Specifically, vastly more radiation is released by coal plants and yet more is included via ash into civil building materials.
It also reopened in 2017 and the "bypass" was a leak around a filter, not deliberate misconfiguration like it sounds in the article, and exposure was within limits and on the scale of chest x-rays at the maximum.
Also it's only possible for the currently open "panels" to be connected to the ventilation system. Once they're sealed they're no longer able to vent to the surface at all, so it's a failure mode that is mostly irrelevant to long term storage. A additional deliberate feature of the site is that the salt is self-sealing.
For any "mission zero" system, there will be scathing reports about process flaws afterwards, because any mistake at all is unacceptable. But this doesn't actually translate into a major harm. In this case, there was a vehicle fire that damaged equipment, a breached barrel due to a mistake in filling it with the wrong cat litter, and a filter leak, and an entire "comedy" of other poor processes in place and yet the effect was undetectable outside within months (and that's really saying something for radiation detection). Sounds like it worked pretty well to me, to be honest. It's pretty much the worst possible case, short of actually setting off a bomb in there. The really high level material isn't packed into these kinds of barrels or is dispersible either - it's in solid form.
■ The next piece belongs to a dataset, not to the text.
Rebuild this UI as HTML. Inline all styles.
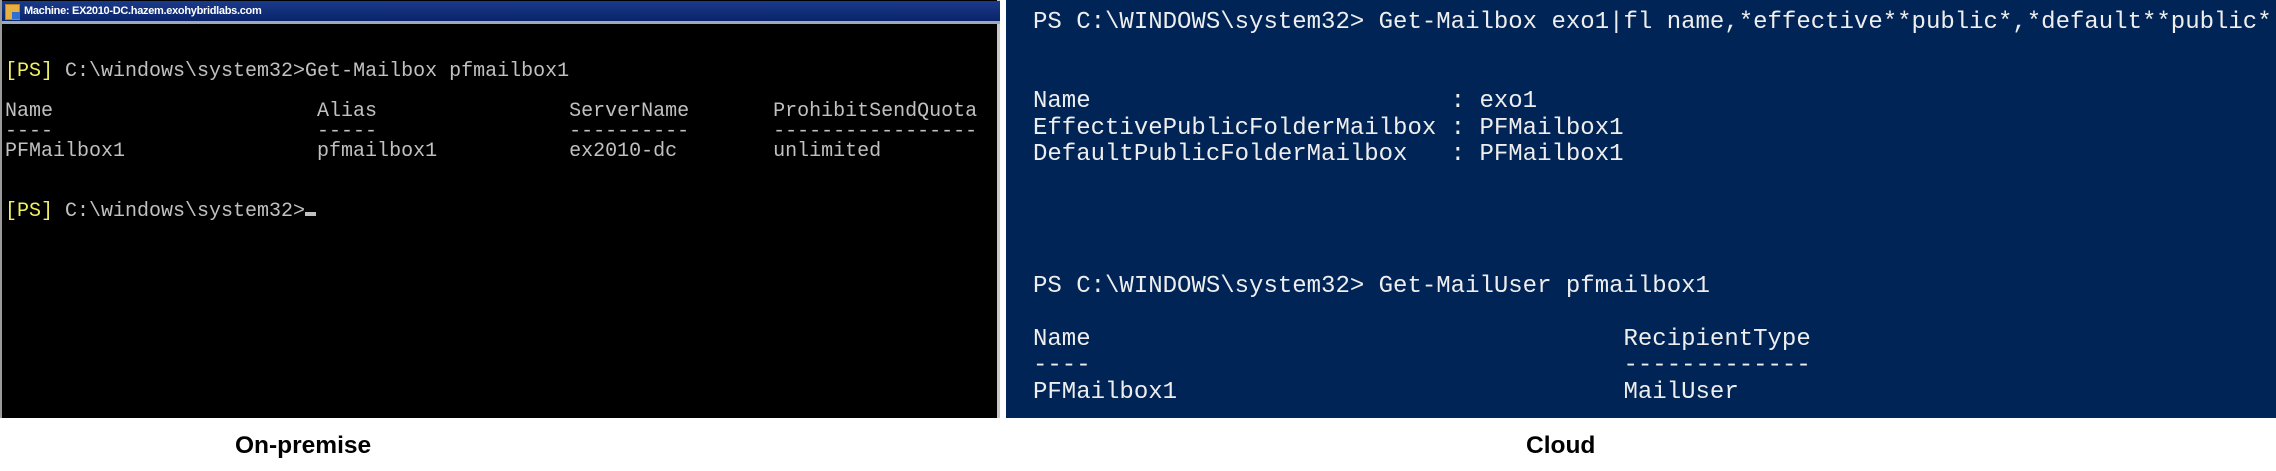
<!DOCTYPE html>
<html><head><style>
body{margin:0;width:2276px;height:471px;background:#fff;position:relative;overflow:hidden}
.l{position:absolute;left:0;top:0;width:1000px;height:418px;background:#000;box-sizing:border-box;border-left:2px solid #9a9a9a;border-right:3px solid #c8c8c8}
.tb{position:absolute;left:0;top:1px;width:998px;height:20px;background:linear-gradient(#1a3a8a,#0a246a);border-bottom:3px solid #a0a8b8;color:#fff;font:bold 11px "Liberation Sans",sans-serif;line-height:20px}
.tb span{position:absolute;left:22px;top:0;letter-spacing:-0.3px}
.ic{position:absolute;left:3px;top:3px;width:13px;height:14px;background:#e8b040;border:1px solid #c08020}
.ic i{position:absolute;left:6px;top:7px;width:8px;height:7px;background:#3070d0}
pre{margin:0;position:absolute;white-space:pre;font-family:"Liberation Mono",monospace}
.lt{left:3px;top:2px;font-size:20px;line-height:20px;color:#c0c0c0}
.y{color:#f0f060}
.cur{display:inline-block;width:11px;height:4px;background:#c0c0c0;vertical-align:baseline}
.r{position:absolute;left:1006px;top:0;width:1270px;height:418px;background:#012456;overflow:hidden}
.rt{left:27px;top:0;font-size:24px;line-height:26.4px;color:#eeeeee}
.lab{position:absolute;top:432px;font:bold 24.5px "Liberation Sans",sans-serif;color:#000}
</style></head><body>
<div class="l">
<pre class="lt">



<span class="y">[PS]</span> C:\windows\system32&gt;Get-Mailbox pfmailbox1

Name                      Alias                ServerName       ProhibitSendQuota
----                      -----                ----------       -----------------
PFMailbox1                pfmailbox1           ex2010-dc        unlimited


<span class="y">[PS]</span> C:\windows\system32&gt;<span class="cur"></span></pre>
<div class="tb"><div class="ic"><i></i></div><span>Machine: EX2010-DC.hazem.exohybridlabs.com</span></div>
</div>
<div class="r">
<pre class="rt" style="top:10px">PS C:\WINDOWS\system32&gt; Get-Mailbox exo1|fl name,*effective**public*,*default**public*


Name                         : exo1
EffectivePublicFolderMailbox : PFMailbox1
DefaultPublicFolderMailbox   : PFMailbox1




PS C:\WINDOWS\system32&gt; Get-MailUser pfmailbox1

Name                                     RecipientType
----                                     -------------
PFMailbox1                               MailUser</pre>
</div>
<div class="lab" style="left:235px">On-premise</div>
<div class="lab" style="left:1526px">Cloud</div>
</body></html>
There'd be similar reports about "never events" when a plane wheel falls off and the plane crash lands with no injuries. Should it ever have happened? No. We there bad processes at play? Presumably. Can we learn and improve? Yes. Should we conclude air travel is a non-starter? No. And a plane crash would easily kill hundreds, far more than any nuclear waste release from such a site ever could even in the absolute worst of the worst cases.